> AIM:
Write out the full listing exactly as given, minus the images.

━━━━━━━━━━━━━━━━━━━━

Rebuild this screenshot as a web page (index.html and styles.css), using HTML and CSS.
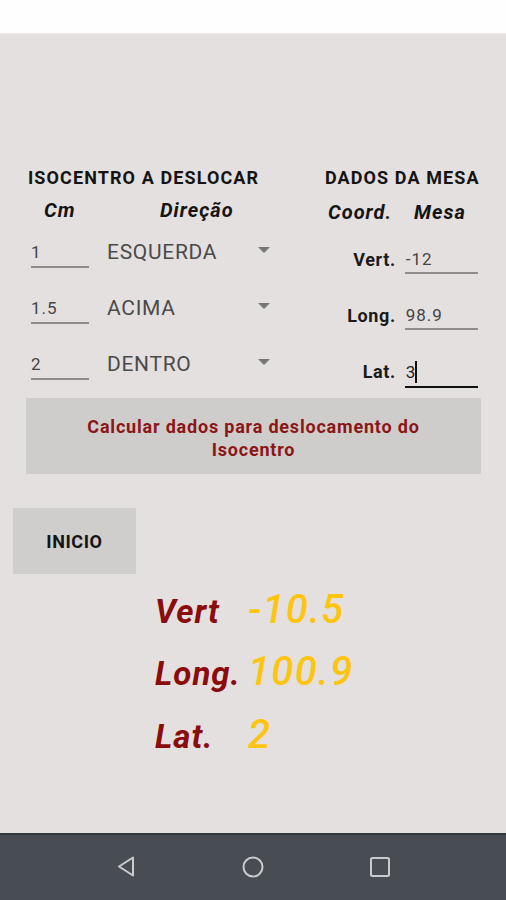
FILE: index.html
```html
<!DOCTYPE html>
<html lang="pt">
<head>
<meta charset="utf-8">
<title>Isocentro</title>
<link rel="stylesheet" href="styles.css">
</head>
<body>
<div class="status"></div>
<main class="screen">
  <section class="top">
    <div class="left">
      <h2 class="title">ISOCENTRO A DESLOCAR</h2>
      <div class="subhead left-sub"><span class="sub-cm">Cm</span><span class="sub-dir">Direção</span></div>
      <div class="lrow">
        <div class="field f-left">1</div>
        <div class="spinner"><span>ESQUERDA</span><span class="arrow"></span></div>
      </div>
      <div class="lrow">
        <div class="field f-left">1.5</div>
        <div class="spinner"><span>ACIMA</span><span class="arrow"></span></div>
      </div>
      <div class="lrow">
        <div class="field f-left">2</div>
        <div class="spinner"><span>DENTRO</span><span class="arrow"></span></div>
      </div>
    </div>
    <div class="right">
      <h2 class="title">DADOS DA MESA</h2>
      <div class="subhead right-sub"><span>Coord.</span><span>Mesa</span></div>
      <div class="rrow rfirst"><span class="rlabel">Vert.</span><div class="field f-right">-12</div></div>
      <div class="rrow"><span class="rlabel">Long.</span><div class="field f-right">98.9</div></div>
      <div class="rrow"><span class="rlabel">Lat.</span><div class="field f-right focused">3<span class="caret"></span></div></div>
    </div>
  </section>
  <button class="calc">Calcular dados para deslocamento do<br>Isocentro</button>
  <button class="inicio">INICIO</button>
  <div class="results">
    <span class="rl">Vert</span><span class="rv">-10.5</span>
    <span class="rl">Long.</span><span class="rv">100.9</span>
    <span class="rl">Lat.</span><span class="rv">2</span>
  </div>
</main>
<nav class="navbar">
  <svg class="nav-icon" width="24" height="24" viewBox="0 0 24 24"><path d="M19 2.5 L5 11.5 L19 20.5 Z" fill="none" stroke="#c9cbcd" stroke-width="2" stroke-linejoin="round"/></svg>
  <svg class="nav-icon" width="24" height="24" viewBox="0 0 24 24"><circle cx="12" cy="12" r="9.5" fill="none" stroke="#c9cbcd" stroke-width="2"/></svg>
  <svg class="nav-icon" width="24" height="24" viewBox="0 0 24 24"><rect x="3" y="3" width="18" height="18" rx="1.5" fill="none" stroke="#c9cbcd" stroke-width="2"/></svg>
</nav>
</body>
</html>
```
FILE: styles.css
```css
* { box-sizing: border-box; }
html, body { margin: 0; padding: 0; }
body {
  width: 506px;
  height: 900px;
  font-family: Roboto, "Noto Sans", sans-serif;
  background: #e4e0df;
  overflow: hidden;
}
.status {
  height: 34px;
  background: #fefefe;
  border-bottom: 1px solid #efeceb;
}
.screen {
  height: 799px;
  background: #e4e0df;
  display: flex;
  flex-direction: column;
}
.top {
  display: flex;
  padding-top: 134px;
}
.title {
  margin: 0;
  font-size: 18px;
  font-weight: 700;
  line-height: 20px;
  color: #141414;
  letter-spacing: 1.1px;
  white-space: nowrap;
}
.left {
  width: 297px;
  padding-left: 28px;
}
.subhead {
  display: flex;
  font-style: italic;
  font-weight: 700;
  font-size: 20px;
  line-height: 24px;
  color: #141414;
  letter-spacing: 1px;
}
.left-sub { margin-top: 10px; }
.sub-cm { margin-left: 16px; width: 116px; }
.lrow {
  height: 56px;
  display: flex;
  align-items: flex-start;
}
.field {
  font-size: 17px;
  color: #444;
  line-height: 20px;
  border-bottom: 2px solid #8e8c8c;
  letter-spacing: 1px;
}
.f-left {
  width: 58px;
  margin-left: 3px;
  padding-top: 20px;
  padding-bottom: 4px;
}
.spinner {
  display: flex;
  align-items: center;
  justify-content: space-between;
  width: 163px;
  margin-left: 18px;
  padding-top: 19px;
  font-size: 21px;
  line-height: 22px;
  color: #4a4a4a;
  letter-spacing: 0.7px;
}
.arrow {
  width: 0;
  height: 0;
  border-left: 6px solid transparent;
  border-right: 6px solid transparent;
  border-top: 6px solid #777;
  margin-top: -4px;
}
.right {
  padding-left: 28px;
}
.right-sub {
  margin-top: 12px;
  margin-left: 3px;
  gap: 22px;
}
.rrow {
  height: 56px;
  display: flex;
  justify-content: flex-end;
  align-items: flex-start;
}
.rfirst { margin-top: 6px; }
.rlabel {
  padding-top: 20px;
  font-weight: 700;
  font-size: 18px;
  line-height: 20px;
  color: #1a1a1a;
  margin-right: 9px;
  letter-spacing: 0.6px;
}
.f-right {
  width: 73px;
  padding-top: 19px;
  padding-left: 1px;
  padding-bottom: 3px;
  margin-right: 2px;
}
.focused {
  color: #222;
  border-bottom-color: #111;
}
.caret {
  display: inline-block;
  width: 2px;
  height: 22px;
  background: #111;
  vertical-align: -5px;
  margin-left: -1px;
}
.calc {
  margin: 0 25px 0 26px;
  height: 76px;
  border: none;
  background: #cfcccc;
  color: #8b1616;
  font-family: Roboto, "Noto Sans", sans-serif;
  font-weight: 700;
  font-size: 18px;
  line-height: 23px;
  letter-spacing: 0.8px;
  padding: 3px 0 0 0;
}
.inicio {
  margin: 34px 0 0 13px;
  width: 123px;
  height: 66px;
  border: none;
  background: #d0cdcd;
  color: #141414;
  font-family: Roboto, "Noto Sans", sans-serif;
  font-weight: 700;
  font-size: 18px;
  letter-spacing: 0.6px;
  padding: 0;
}
.results {
  display: grid;
  grid-template-columns: 93px auto;
  grid-auto-rows: 62.5px;
  align-items: center;
  margin-top: 6px;
  padding-left: 155px;
}
.rl {
  font-style: italic;
  font-weight: 700;
  font-size: 33px;
  color: #8a0c0c;
  letter-spacing: 1px;
}
.rv {
  font-style: italic;
  font-weight: 500;
  font-size: 40px;
  color: #fdc410;
  margin-top: -4px;
  letter-spacing: 1.3px;
}
.navbar {
  height: 67px;
  background: #474d52;
  border-top: 2px solid #2e3a3b;
  display: flex;
  align-items: center;
  justify-content: center;
  gap: 103px;
  padding-bottom: 2px;
}
```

━━━━━━━━━━━━━━━━━━━━

> EXERCISE ANSWER:
Rebuild this screenshot as a web page (index.html and styles.css), using HTML and CSS.
FILE: index.html
```html
<!DOCTYPE html>
<html lang="pt">
<head>
<meta charset="utf-8">
<title>Isocentro</title>
<link rel="stylesheet" href="styles.css">
</head>
<body>
<div class="status"></div>
<main class="screen">
  <section class="top">
    <div class="left">
      <h2 class="title">ISOCENTRO A DESLOCAR</h2>
      <div class="subhead left-sub"><span class="sub-cm">Cm</span><span class="sub-dir">Direção</span></div>
      <div class="lrow">
        <div class="field f-left">1</div>
        <div class="spinner"><span>ESQUERDA</span><span class="arrow"></span></div>
      </div>
      <div class="lrow">
        <div class="field f-left">1.5</div>
        <div class="spinner"><span>ACIMA</span><span class="arrow"></span></div>
      </div>
      <div class="lrow">
        <div class="field f-left">2</div>
        <div class="spinner"><span>DENTRO</span><span class="arrow"></span></div>
      </div>
    </div>
    <div class="right">
      <h2 class="title">DADOS DA MESA</h2>
      <div class="subhead right-sub"><span>Coord.</span><span>Mesa</span></div>
      <div class="rrow rfirst"><span class="rlabel">Vert.</span><div class="field f-right">-12</div></div>
      <div class="rrow"><span class="rlabel">Long.</span><div class="field f-right">98.9</div></div>
      <div class="rrow"><span class="rlabel">Lat.</span><div class="field f-right focused">3<span class="caret"></span></div></div>
    </div>
  </section>
  <button class="calc">Calcular dados para deslocamento do<br>Isocentro</button>
  <button class="inicio">INICIO</button>
  <div class="results">
    <span class="rl">Vert</span><span class="rv">-10.5</span>
    <span class="rl">Long.</span><span class="rv">100.9</span>
    <span class="rl">Lat.</span><span class="rv">2</span>
  </div>
</main>
<nav class="navbar">
  <svg class="nav-icon" width="24" height="24" viewBox="0 0 24 24"><path d="M19 2.5 L5 11.5 L19 20.5 Z" fill="none" stroke="#c9cbcd" stroke-width="2" stroke-linejoin="round"/></svg>
  <svg class="nav-icon" width="24" height="24" viewBox="0 0 24 24"><circle cx="12" cy="12" r="9.5" fill="none" stroke="#c9cbcd" stroke-width="2"/></svg>
  <svg class="nav-icon" width="24" height="24" viewBox="0 0 24 24"><rect x="3" y="3" width="18" height="18" rx="1.5" fill="none" stroke="#c9cbcd" stroke-width="2"/></svg>
</nav>
</body>
</html>
```
FILE: styles.css
```css
* { box-sizing: border-box; }
html, body { margin: 0; padding: 0; }
body {
  width: 506px;
  height: 900px;
  font-family: Roboto, "Noto Sans", sans-serif;
  background: #e4e0df;
  overflow: hidden;
}
.status {
  height: 34px;
  background: #fefefe;
  border-bottom: 1px solid #efeceb;
}
.screen {
  height: 799px;
  background: #e4e0df;
  display: flex;
  flex-direction: column;
}
.top {
  display: flex;
  padding-top: 134px;
}
.title {
  margin: 0;
  font-size: 18px;
  font-weight: 700;
  line-height: 20px;
  color: #141414;
  letter-spacing: 1.1px;
  white-space: nowrap;
}
.left {
  width: 297px;
  padding-left: 28px;
}
.subhead {
  display: flex;
  font-style: italic;
  font-weight: 700;
  font-size: 20px;
  line-height: 24px;
  color: #141414;
  letter-spacing: 1px;
}
.left-sub { margin-top: 10px; }
.sub-cm { margin-left: 16px; width: 116px; }
.lrow {
  height: 56px;
  display: flex;
  align-items: flex-start;
}
.field {
  font-size: 17px;
  color: #444;
  line-height: 20px;
  border-bottom: 2px solid #8e8c8c;
  letter-spacing: 1px;
}
.f-left {
  width: 58px;
  margin-left: 3px;
  padding-top: 20px;
  padding-bottom: 4px;
}
.spinner {
  display: flex;
  align-items: center;
  justify-content: space-between;
  width: 163px;
  margin-left: 18px;
  padding-top: 19px;
  font-size: 21px;
  line-height: 22px;
  color: #4a4a4a;
  letter-spacing: 0.7px;
}
.arrow {
  width: 0;
  height: 0;
  border-left: 6px solid transparent;
  border-right: 6px solid transparent;
  border-top: 6px solid #777;
  margin-top: -4px;
}
.right {
  padding-left: 28px;
}
.right-sub {
  margin-top: 12px;
  margin-left: 3px;
  gap: 22px;
}
.rrow {
  height: 56px;
  display: flex;
  justify-content: flex-end;
  align-items: flex-start;
}
.rfirst { margin-top: 6px; }
.rlabel {
  padding-top: 20px;
  font-weight: 700;
  font-size: 18px;
  line-height: 20px;
  color: #1a1a1a;
  margin-right: 9px;
  letter-spacing: 0.6px;
}
.f-right {
  width: 73px;
  padding-top: 19px;
  padding-left: 1px;
  padding-bottom: 3px;
  margin-right: 2px;
}
.focused {
  color: #222;
  border-bottom-color: #111;
}
.caret {
  display: inline-block;
  width: 2px;
  height: 22px;
  background: #111;
  vertical-align: -5px;
  margin-left: -1px;
}
.calc {
  margin: 0 25px 0 26px;
  height: 76px;
  border: none;
  background: #cfcccc;
  color: #8b1616;
  font-family: Roboto, "Noto Sans", sans-serif;
  font-weight: 700;
  font-size: 18px;
  line-height: 23px;
  letter-spacing: 0.8px;
  padding: 3px 0 0 0;
}
.inicio {
  margin: 34px 0 0 13px;
  width: 123px;
  height: 66px;
  border: none;
  background: #d0cdcd;
  color: #141414;
  font-family: Roboto, "Noto Sans", sans-serif;
  font-weight: 700;
  font-size: 18px;
  letter-spacing: 0.6px;
  padding: 0;
}
.results {
  display: grid;
  grid-template-columns: 93px auto;
  grid-auto-rows: 62.5px;
  align-items: center;
  margin-top: 6px;
  padding-left: 155px;
}
.rl {
  font-style: italic;
  font-weight: 700;
  font-size: 33px;
  color: #8a0c0c;
  letter-spacing: 1px;
}
.rv {
  font-style: italic;
  font-weight: 500;
  font-size: 40px;
  color: #fdc410;
  margin-top: -4px;
  letter-spacing: 1.3px;
}
.navbar {
  height: 67px;
  background: #474d52;
  border-top: 2px solid #2e3a3b;
  display: flex;
  align-items: center;
  justify-content: center;
  gap: 103px;
  padding-bottom: 2px;
}
```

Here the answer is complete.